O relato, de um tempo em que a Lagoa da Conceição era cortada por trilhas dentro da mata fechada, onde bruxas e lobisomens “apareciam” na calada da noite à sombra da lua, ainda está vivo nas histórias contadas por pescadores que moram na localidade do Porto da Lagoa. É o que ficou, uma vez que não existem referências bibliográficas específicas sobre o Porto da Lagoa. A história da região não está registrada em livros, mas na memória dos mais antigos manezinhos da Ilha.
Com um jeito simples, expressão e sotaque típicos do manezinho da ilha, o pescador Manoel Luiz Jaques, 69 anos, o Deca, proprietário de um tradicional restaurante no Canto da Lagoa, ainda conta com detalhes episódios do aparecimento do lobisomem. “Ele aparecia na sombra, só dava pra pegar no vulto, daí um dia desses um homem conseguiu atirar no capote dele, mas eu não vi não, me contaram”, disse.
Era muito comum os moradores saírem antes do alvorecer, quando o galo cantava e ainda era possível ver estrelas no céu para ir até a freguesia à pé fazer compras no armazém. “Seo” Chico, um dos moradores mais antigos do Campeche costumava sair às 4 horas para chegar às 7 horas no Porto. “Naquela época o Porto era chamado de Chico D’ávila, é… primeiro era assim, dipôs (sic) é que foi Porto da Lagoa”, disse o pescador de 82 anos que ainda exerce a atividade.
Quando tinha dez anos, na localidade do Porto moravam apenas 15 famílias. De acordo com Chico, no caminho para o Porto, onde hoje é a rua Osni Ortiga, só havia duas casas de capim. “O feijão dava na areia do quintal de casa”, conta, já com dificuldade de lembrar os detalhes. Mas algumas histórias da Lagoa, de gente que ia pescar e não voltava, ele lembra. “Uma vez, o filho da Candinha foi pescar e a canoa virou, não sabe, não é que ele morreu depois de salvar todo mundo”, contou.

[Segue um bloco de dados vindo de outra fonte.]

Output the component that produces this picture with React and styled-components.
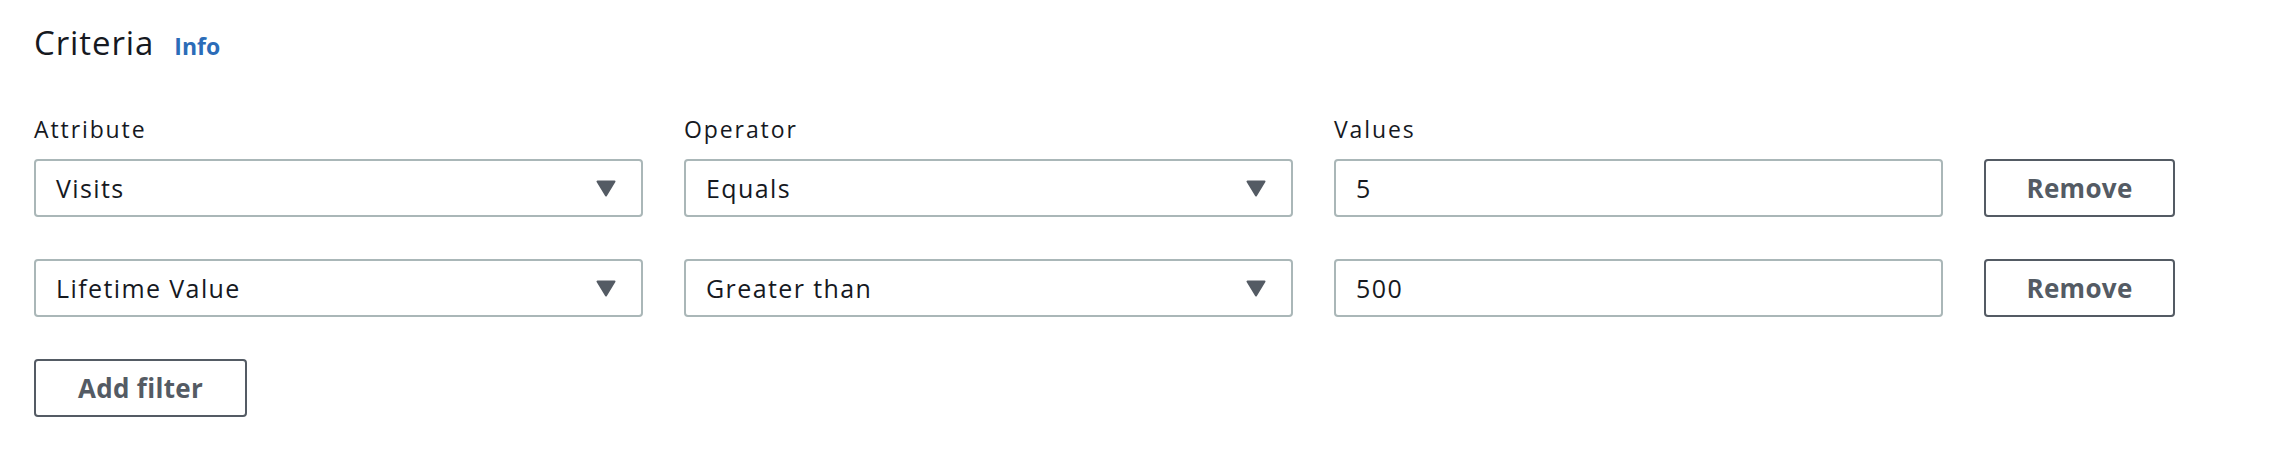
import styled, { createGlobalStyle } from 'styled-components';

const GlobalStyle = createGlobalStyle`
  body {
    margin: 0;
    background: #ffffff;
    font-family: "Open Sans", "Noto Sans", sans-serif;
    color: #16191f;
  }
`;

const rows = [
  { attribute: 'Visits', operator: 'Equals', value: '5' },
  { attribute: 'Lifetime Value', operator: 'Greater than', value: '500' },
];

function Caret() {
  return (
    <svg width="20" height="17" viewBox="0 0 20 17">
      <path d="M1.5 1.5 H18.5 L10 15.5 Z" fill="#545b64" stroke="#545b64" strokeWidth="2" strokeLinejoin="round" />
    </svg>
  );
}

function App() {
  return (
    <Page>
      <GlobalStyle />
      <Header>
        <Title>Criteria</Title>
        <InfoLink href="#">Info</InfoLink>
      </Header>
      <Grid>
        <Label>Attribute</Label>
        <Label>Operator</Label>
        <Label>Values</Label>
        <span />
        {rows.map((row) => (
          <Row key={row.attribute}>
            <Select>
              <span>{row.attribute}</span>
              <Caret />
            </Select>
            <Select>
              <span>{row.operator}</span>
              <Caret />
            </Select>
            <Input>{row.value}</Input>
            <Button>Remove</Button>
          </Row>
        ))}
      </Grid>
      <AddButton>Add filter</AddButton>
    </Page>
  );
}

const Page = styled.div`
  padding: 20px 0 0 34px;
  width: 2141px;
`;

const Header = styled.div`
  display: flex;
  align-items: baseline;
  gap: 20px;
  height: 50px;
`;

const Title = styled.h2`
  margin: 0;
  font-size: 33px;
  font-weight: 400;
  letter-spacing: 0.9px;
  line-height: 46px;
  color: #16191f;
`;

const InfoLink = styled.a`
  font-size: 23px;
  font-weight: 700;
  color: #2b6cb8;
  text-decoration: none;
`;

const Grid = styled.div`
  display: grid;
  grid-template-columns: 1fr 1fr 1fr 191px;
  column-gap: 41px;
  row-gap: 42px;
  margin-top: 44px;
`;

const Row = styled.div`
  display: contents;
`;

const Label = styled.div`
  font-size: 23px;
  letter-spacing: 1.9px;
  line-height: 30px;
  margin-bottom: -27px;
  color: #16191f;
`;

const Field = styled.div`
  box-sizing: border-box;
  height: 58px;
  border: 2px solid #aab7b8;
  border-radius: 4px;
  display: flex;
  align-items: center;
  padding: 0 20px;
  font-size: 25px;
  letter-spacing: 1.4px;
  color: #16191f;
  background: #fff;
`;

const Select = styled(Field)`
  justify-content: space-between;
  padding-right: 25px;
`;

const Input = styled(Field)``;

const Button = styled.button`
  box-sizing: border-box;
  height: 58px;
  width: ${(p) => p.$width || '100%'};
  border: 2px solid #545b64;
  border-radius: 4px;
  background: #fff;
  color: #545b64;
  font-family: inherit;
  font-size: 26px;
  font-weight: 700;
  letter-spacing: 0.3px;
  cursor: pointer;
`;

const AddButton = styled(Button).attrs({ $width: '213px' })`
  margin-top: 42px;
`;

export default App;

O café quase todos cultivavam. “Os cafezeiros acabaram. Os terrenos hoje estão nas mãos dos ricos. Nosso café perdeu o valor, vender pra quem? Não tinha mais comprador porque quem financiava o café aqui era um ricaço que exportava pra fora. Hoje acabaram com tudo”, disse Lócio Martins, em depoimento no livro Vozes da Lagoa. Como já dizia Dona Rosalina Martins, moradora do Morro do Badejo. “Ah! Naquele tempo era bom”.